Data ::

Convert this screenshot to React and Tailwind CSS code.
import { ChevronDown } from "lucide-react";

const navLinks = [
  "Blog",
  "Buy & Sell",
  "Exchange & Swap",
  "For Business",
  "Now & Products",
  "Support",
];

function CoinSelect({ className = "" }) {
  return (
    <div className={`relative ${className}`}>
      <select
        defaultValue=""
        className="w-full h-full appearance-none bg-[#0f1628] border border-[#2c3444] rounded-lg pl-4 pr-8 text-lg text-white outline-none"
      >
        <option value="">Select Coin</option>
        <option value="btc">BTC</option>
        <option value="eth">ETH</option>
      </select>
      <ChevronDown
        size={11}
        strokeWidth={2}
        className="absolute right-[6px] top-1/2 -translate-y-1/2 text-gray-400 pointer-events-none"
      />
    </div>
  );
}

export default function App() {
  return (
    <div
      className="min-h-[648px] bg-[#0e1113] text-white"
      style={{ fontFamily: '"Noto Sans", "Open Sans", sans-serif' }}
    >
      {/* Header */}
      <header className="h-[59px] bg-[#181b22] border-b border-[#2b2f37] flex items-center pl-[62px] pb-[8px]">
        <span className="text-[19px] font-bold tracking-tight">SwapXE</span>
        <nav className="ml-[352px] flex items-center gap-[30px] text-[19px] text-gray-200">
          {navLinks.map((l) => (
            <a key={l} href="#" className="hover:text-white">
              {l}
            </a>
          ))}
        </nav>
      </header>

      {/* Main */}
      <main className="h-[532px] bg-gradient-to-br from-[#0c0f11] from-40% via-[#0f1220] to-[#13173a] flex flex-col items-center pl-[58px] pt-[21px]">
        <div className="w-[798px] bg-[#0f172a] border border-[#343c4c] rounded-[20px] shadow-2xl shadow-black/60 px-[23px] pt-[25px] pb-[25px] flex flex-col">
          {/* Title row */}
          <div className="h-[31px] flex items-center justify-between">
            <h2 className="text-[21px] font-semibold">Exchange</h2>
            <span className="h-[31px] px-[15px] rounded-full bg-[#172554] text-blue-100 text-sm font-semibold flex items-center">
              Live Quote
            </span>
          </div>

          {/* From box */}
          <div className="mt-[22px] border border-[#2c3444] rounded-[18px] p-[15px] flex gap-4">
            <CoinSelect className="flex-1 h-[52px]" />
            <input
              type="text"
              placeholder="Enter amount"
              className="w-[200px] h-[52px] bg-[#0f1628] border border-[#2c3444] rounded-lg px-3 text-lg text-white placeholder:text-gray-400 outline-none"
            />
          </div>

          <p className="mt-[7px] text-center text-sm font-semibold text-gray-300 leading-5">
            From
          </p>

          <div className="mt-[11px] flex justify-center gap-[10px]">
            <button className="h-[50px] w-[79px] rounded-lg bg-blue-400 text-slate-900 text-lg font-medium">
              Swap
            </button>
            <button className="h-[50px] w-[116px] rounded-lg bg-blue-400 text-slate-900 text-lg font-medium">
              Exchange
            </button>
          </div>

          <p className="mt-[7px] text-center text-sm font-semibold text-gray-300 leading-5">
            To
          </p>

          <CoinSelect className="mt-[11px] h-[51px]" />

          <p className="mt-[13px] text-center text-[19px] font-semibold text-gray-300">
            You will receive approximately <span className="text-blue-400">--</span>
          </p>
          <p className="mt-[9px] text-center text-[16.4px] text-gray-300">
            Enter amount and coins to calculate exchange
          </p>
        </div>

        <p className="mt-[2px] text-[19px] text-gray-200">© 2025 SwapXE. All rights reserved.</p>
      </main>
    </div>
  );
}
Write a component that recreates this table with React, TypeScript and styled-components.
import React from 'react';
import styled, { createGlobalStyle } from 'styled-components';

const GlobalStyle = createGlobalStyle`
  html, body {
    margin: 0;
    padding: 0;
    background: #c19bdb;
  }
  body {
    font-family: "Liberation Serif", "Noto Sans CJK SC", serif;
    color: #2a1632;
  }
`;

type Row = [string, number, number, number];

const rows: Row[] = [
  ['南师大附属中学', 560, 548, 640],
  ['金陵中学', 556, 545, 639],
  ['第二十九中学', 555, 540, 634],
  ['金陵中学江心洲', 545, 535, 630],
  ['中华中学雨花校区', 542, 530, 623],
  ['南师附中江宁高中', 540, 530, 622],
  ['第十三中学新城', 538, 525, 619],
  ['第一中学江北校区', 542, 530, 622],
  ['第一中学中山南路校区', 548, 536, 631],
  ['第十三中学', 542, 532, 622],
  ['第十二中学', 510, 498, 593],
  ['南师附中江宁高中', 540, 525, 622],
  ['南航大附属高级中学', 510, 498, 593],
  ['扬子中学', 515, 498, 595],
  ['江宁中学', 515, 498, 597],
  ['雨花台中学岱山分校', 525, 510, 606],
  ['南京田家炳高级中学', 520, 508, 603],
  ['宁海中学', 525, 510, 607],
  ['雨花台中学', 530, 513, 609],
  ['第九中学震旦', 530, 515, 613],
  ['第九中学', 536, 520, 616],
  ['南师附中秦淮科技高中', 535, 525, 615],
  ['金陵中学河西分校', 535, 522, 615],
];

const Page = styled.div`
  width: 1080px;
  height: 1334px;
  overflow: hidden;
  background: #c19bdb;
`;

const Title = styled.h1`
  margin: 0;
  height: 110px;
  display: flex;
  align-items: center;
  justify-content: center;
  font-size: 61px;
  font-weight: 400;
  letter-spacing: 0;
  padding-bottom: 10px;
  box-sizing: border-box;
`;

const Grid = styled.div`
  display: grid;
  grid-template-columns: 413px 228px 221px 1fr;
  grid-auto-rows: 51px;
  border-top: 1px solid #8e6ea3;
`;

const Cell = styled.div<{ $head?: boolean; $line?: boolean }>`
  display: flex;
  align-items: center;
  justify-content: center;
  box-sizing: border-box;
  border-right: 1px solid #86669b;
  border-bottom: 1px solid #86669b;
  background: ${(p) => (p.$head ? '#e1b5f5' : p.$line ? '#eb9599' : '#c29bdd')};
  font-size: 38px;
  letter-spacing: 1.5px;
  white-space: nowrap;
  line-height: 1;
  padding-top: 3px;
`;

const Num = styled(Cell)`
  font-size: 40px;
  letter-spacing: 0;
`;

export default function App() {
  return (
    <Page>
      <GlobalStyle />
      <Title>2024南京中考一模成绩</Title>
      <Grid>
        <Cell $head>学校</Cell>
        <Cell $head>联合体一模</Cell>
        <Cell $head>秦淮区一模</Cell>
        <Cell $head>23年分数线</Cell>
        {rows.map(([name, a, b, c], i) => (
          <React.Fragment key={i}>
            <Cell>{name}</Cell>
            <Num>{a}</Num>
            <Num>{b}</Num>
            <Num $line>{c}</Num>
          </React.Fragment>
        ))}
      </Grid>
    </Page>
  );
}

The exercise :: Give back all the data exactly as written.

Exercise solution ::
Convert this screenshot to React and Tailwind CSS code.
import { ChevronDown } from "lucide-react";

const navLinks = [
  "Blog",
  "Buy & Sell",
  "Exchange & Swap",
  "For Business",
  "Now & Products",
  "Support",
];

function CoinSelect({ className = "" }) {
  return (
    <div className={`relative ${className}`}>
      <select
        defaultValue=""
        className="w-full h-full appearance-none bg-[#0f1628] border border-[#2c3444] rounded-lg pl-4 pr-8 text-lg text-white outline-none"
      >
        <option value="">Select Coin</option>
        <option value="btc">BTC</option>
        <option value="eth">ETH</option>
      </select>
      <ChevronDown
        size={11}
        strokeWidth={2}
        className="absolute right-[6px] top-1/2 -translate-y-1/2 text-gray-400 pointer-events-none"
      />
    </div>
  );
}

export default function App() {
  return (
    <div
      className="min-h-[648px] bg-[#0e1113] text-white"
      style={{ fontFamily: '"Noto Sans", "Open Sans", sans-serif' }}
    >
      {/* Header */}
      <header className="h-[59px] bg-[#181b22] border-b border-[#2b2f37] flex items-center pl-[62px] pb-[8px]">
        <span className="text-[19px] font-bold tracking-tight">SwapXE</span>
        <nav className="ml-[352px] flex items-center gap-[30px] text-[19px] text-gray-200">
          {navLinks.map((l) => (
            <a key={l} href="#" className="hover:text-white">
              {l}
            </a>
          ))}
        </nav>
      </header>

      {/* Main */}
      <main className="h-[532px] bg-gradient-to-br from-[#0c0f11] from-40% via-[#0f1220] to-[#13173a] flex flex-col items-center pl-[58px] pt-[21px]">
        <div className="w-[798px] bg-[#0f172a] border border-[#343c4c] rounded-[20px] shadow-2xl shadow-black/60 px-[23px] pt-[25px] pb-[25px] flex flex-col">
          {/* Title row */}
          <div className="h-[31px] flex items-center justify-between">
            <h2 className="text-[21px] font-semibold">Exchange</h2>
            <span className="h-[31px] px-[15px] rounded-full bg-[#172554] text-blue-100 text-sm font-semibold flex items-center">
              Live Quote
            </span>
          </div>

          {/* From box */}
          <div className="mt-[22px] border border-[#2c3444] rounded-[18px] p-[15px] flex gap-4">
            <CoinSelect className="flex-1 h-[52px]" />
            <input
              type="text"
              placeholder="Enter amount"
              className="w-[200px] h-[52px] bg-[#0f1628] border border-[#2c3444] rounded-lg px-3 text-lg text-white placeholder:text-gray-400 outline-none"
            />
          </div>

          <p className="mt-[7px] text-center text-sm font-semibold text-gray-300 leading-5">
            From
          </p>

          <div className="mt-[11px] flex justify-center gap-[10px]">
            <button className="h-[50px] w-[79px] rounded-lg bg-blue-400 text-slate-900 text-lg font-medium">
              Swap
            </button>
            <button className="h-[50px] w-[116px] rounded-lg bg-blue-400 text-slate-900 text-lg font-medium">
              Exchange
            </button>
          </div>

          <p className="mt-[7px] text-center text-sm font-semibold text-gray-300 leading-5">
            To
          </p>

          <CoinSelect className="mt-[11px] h-[51px]" />

          <p className="mt-[13px] text-center text-[19px] font-semibold text-gray-300">
            You will receive approximately <span className="text-blue-400">--</span>
          </p>
          <p className="mt-[9px] text-center text-[16.4px] text-gray-300">
            Enter amount and coins to calculate exchange
          </p>
        </div>

        <p className="mt-[2px] text-[19px] text-gray-200">© 2025 SwapXE. All rights reserved.</p>
      </main>
    </div>
  );
}
Write a component that recreates this table with React, TypeScript and styled-components.
import React from 'react';
import styled, { createGlobalStyle } from 'styled-components';

const GlobalStyle = createGlobalStyle`
  html, body {
    margin: 0;
    padding: 0;
    background: #c19bdb;
  }
  body {
    font-family: "Liberation Serif", "Noto Sans CJK SC", serif;
    color: #2a1632;
  }
`;

type Row = [string, number, number, number];

const rows: Row[] = [
  ['南师大附属中学', 560, 548, 640],
  ['金陵中学', 556, 545, 639],
  ['第二十九中学', 555, 540, 634],
  ['金陵中学江心洲', 545, 535, 630],
  ['中华中学雨花校区', 542, 530, 623],
  ['南师附中江宁高中', 540, 530, 622],
  ['第十三中学新城', 538, 525, 619],
  ['第一中学江北校区', 542, 530, 622],
  ['第一中学中山南路校区', 548, 536, 631],
  ['第十三中学', 542, 532, 622],
  ['第十二中学', 510, 498, 593],
  ['南师附中江宁高中', 540, 525, 622],
  ['南航大附属高级中学', 510, 498, 593],
  ['扬子中学', 515, 498, 595],
  ['江宁中学', 515, 498, 597],
  ['雨花台中学岱山分校', 525, 510, 606],
  ['南京田家炳高级中学', 520, 508, 603],
  ['宁海中学', 525, 510, 607],
  ['雨花台中学', 530, 513, 609],
  ['第九中学震旦', 530, 515, 613],
  ['第九中学', 536, 520, 616],
  ['南师附中秦淮科技高中', 535, 525, 615],
  ['金陵中学河西分校', 535, 522, 615],
];

const Page = styled.div`
  width: 1080px;
  height: 1334px;
  overflow: hidden;
  background: #c19bdb;
`;

const Title = styled.h1`
  margin: 0;
  height: 110px;
  display: flex;
  align-items: center;
  justify-content: center;
  font-size: 61px;
  font-weight: 400;
  letter-spacing: 0;
  padding-bottom: 10px;
  box-sizing: border-box;
`;

const Grid = styled.div`
  display: grid;
  grid-template-columns: 413px 228px 221px 1fr;
  grid-auto-rows: 51px;
  border-top: 1px solid #8e6ea3;
`;

const Cell = styled.div<{ $head?: boolean; $line?: boolean }>`
  display: flex;
  align-items: center;
  justify-content: center;
  box-sizing: border-box;
  border-right: 1px solid #86669b;
  border-bottom: 1px solid #86669b;
  background: ${(p) => (p.$head ? '#e1b5f5' : p.$line ? '#eb9599' : '#c29bdd')};
  font-size: 38px;
  letter-spacing: 1.5px;
  white-space: nowrap;
  line-height: 1;
  padding-top: 3px;
`;

const Num = styled(Cell)`
  font-size: 40px;
  letter-spacing: 0;
`;

export default function App() {
  return (
    <Page>
      <GlobalStyle />
      <Title>2024南京中考一模成绩</Title>
      <Grid>
        <Cell $head>学校</Cell>
        <Cell $head>联合体一模</Cell>
        <Cell $head>秦淮区一模</Cell>
        <Cell $head>23年分数线</Cell>
        {rows.map(([name, a, b, c], i) => (
          <React.Fragment key={i}>
            <Cell>{name}</Cell>
            <Num>{a}</Num>
            <Num>{b}</Num>
            <Num $line>{c}</Num>
          </React.Fragment>
        ))}
      </Grid>
    </Page>
  );
}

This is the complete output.